Monday, March 13, 2023

Hail, no

We are under way northbound in the ICW, along the Treasure Coast, with some 950 miles of ICW still ahead of us. It's been two weeks since my last post and I need to catch up a bit. I tried to start typing Friday, but between the gantlet of bridges and then the weekend traffic I made little progress. Today I should have a few fairly quiet hours to crank it out.

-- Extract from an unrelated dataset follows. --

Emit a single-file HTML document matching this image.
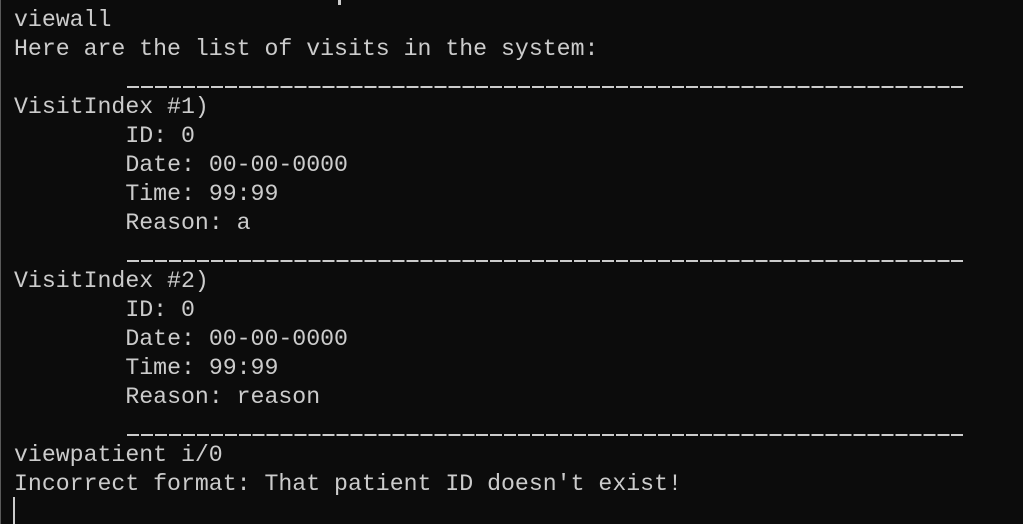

Sunset from the Key Biscayne Yacht Club.

As expected, Wednesday evening two weeks ago found us anchored in a familiar spot between the old Nixon helipad and the Key Biscayne Yacht Club (map). We tendered in to the club for dinner, tying up on a new-to-us arrangement using a system of lines and blocks (pulleys) to hold us off the dock. It's a very tony club and we ate in the more casual patio dining outside the bar.

A new docking arrangement for the tender.

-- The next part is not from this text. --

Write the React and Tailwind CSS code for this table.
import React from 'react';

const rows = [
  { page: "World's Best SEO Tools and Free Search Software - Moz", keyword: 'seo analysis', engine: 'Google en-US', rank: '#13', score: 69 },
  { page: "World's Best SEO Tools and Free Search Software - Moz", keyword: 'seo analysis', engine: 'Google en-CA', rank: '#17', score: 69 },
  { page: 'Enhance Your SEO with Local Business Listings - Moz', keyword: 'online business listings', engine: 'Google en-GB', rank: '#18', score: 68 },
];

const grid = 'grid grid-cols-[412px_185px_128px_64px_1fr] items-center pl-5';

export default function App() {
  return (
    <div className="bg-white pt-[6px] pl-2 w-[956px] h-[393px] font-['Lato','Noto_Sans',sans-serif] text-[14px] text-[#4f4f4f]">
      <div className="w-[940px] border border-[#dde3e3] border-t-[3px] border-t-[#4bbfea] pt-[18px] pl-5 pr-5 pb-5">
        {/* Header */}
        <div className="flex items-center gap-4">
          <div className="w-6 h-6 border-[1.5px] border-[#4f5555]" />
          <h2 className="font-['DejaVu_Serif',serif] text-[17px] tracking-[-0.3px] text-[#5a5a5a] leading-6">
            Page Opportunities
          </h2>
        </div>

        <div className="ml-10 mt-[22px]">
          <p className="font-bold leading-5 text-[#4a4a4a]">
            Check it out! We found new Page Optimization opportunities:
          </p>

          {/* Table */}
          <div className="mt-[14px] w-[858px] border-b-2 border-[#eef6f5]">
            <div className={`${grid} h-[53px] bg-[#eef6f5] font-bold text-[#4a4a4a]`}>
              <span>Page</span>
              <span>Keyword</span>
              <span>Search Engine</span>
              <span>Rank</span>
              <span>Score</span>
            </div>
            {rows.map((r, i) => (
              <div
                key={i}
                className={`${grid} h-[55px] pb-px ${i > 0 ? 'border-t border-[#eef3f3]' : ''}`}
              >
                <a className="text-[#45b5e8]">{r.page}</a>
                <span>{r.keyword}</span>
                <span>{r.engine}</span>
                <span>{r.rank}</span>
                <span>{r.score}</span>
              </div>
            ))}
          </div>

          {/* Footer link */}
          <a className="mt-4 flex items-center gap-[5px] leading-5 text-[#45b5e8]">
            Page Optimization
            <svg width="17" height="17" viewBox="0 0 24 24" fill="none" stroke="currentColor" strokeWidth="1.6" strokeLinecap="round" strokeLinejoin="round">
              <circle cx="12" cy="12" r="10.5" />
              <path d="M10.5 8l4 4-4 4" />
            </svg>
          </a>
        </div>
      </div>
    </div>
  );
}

Thursday we weighed anchor for the very short cruise up through Miami to Maule Lake in North Miami Beach, where we dropped the hook in our usual spot (map).  Maule Lake is private, and we never know if this is going to the be time when they start prohibiting anchoring, but we had no issues. More troubling was that we heard that the fantastic free dock we'd been using at the Intracoastal Mall was no longer free.

Crew-6 Dragon, with four souls aboard, rocketing toward the ISS, as seen over the Miami skyline from our anchorage off Key Biscayne.

I tendered ashore stag at the Oleta Park dock and hoofed it a quarter mile to the Amazon locker, where I had a new cell phone and a couple of oil sample kits waiting. I was pleased to see the Blue Marlin restaurant right at the dock was back in full operation, serving until 6 daily, and had an amber on draft. We considered dining there, but instead went back to the Intracoastal docks to scope out the situation.

As we approached Miami we encountered these several dozen Miami-Vice style speedboats preparing to zoom down Biscayne Bay. They apparently passed our friends on Esmeralde on both sides, with a camera helicopter close behind.

As we'd heard, the docks are no longer completely free. The hourly rate is quite steep, but patrons of Duffy's restaurant can tie up for free while dining. Duffy's is the worst joint in the whole mall, with nearly a half dozen better choices, but free is free so that's where we ate. Then we squeezed in a quick run to the adjacent grocery store before leaving. On a Thursday in the early evening there was no dock attendant and likely we could have done whatever we wanted.

New signage at the Intracoastal Mall docks.

We normally enjoy staying here for a few days, but with most of the mall essentially off-limits, we weighed anchor in the morning for the short trip to Hollywood, where we dropped the hook as usual in the South Lake key slot (map). We tendered over to GG's for dinner, where tying up at the BOAT DOCK with our BOAT we got a bunch of attitude from some Instagrammers because we were ruining their sunset glamour shots and "we were here first." Not how that works, honey.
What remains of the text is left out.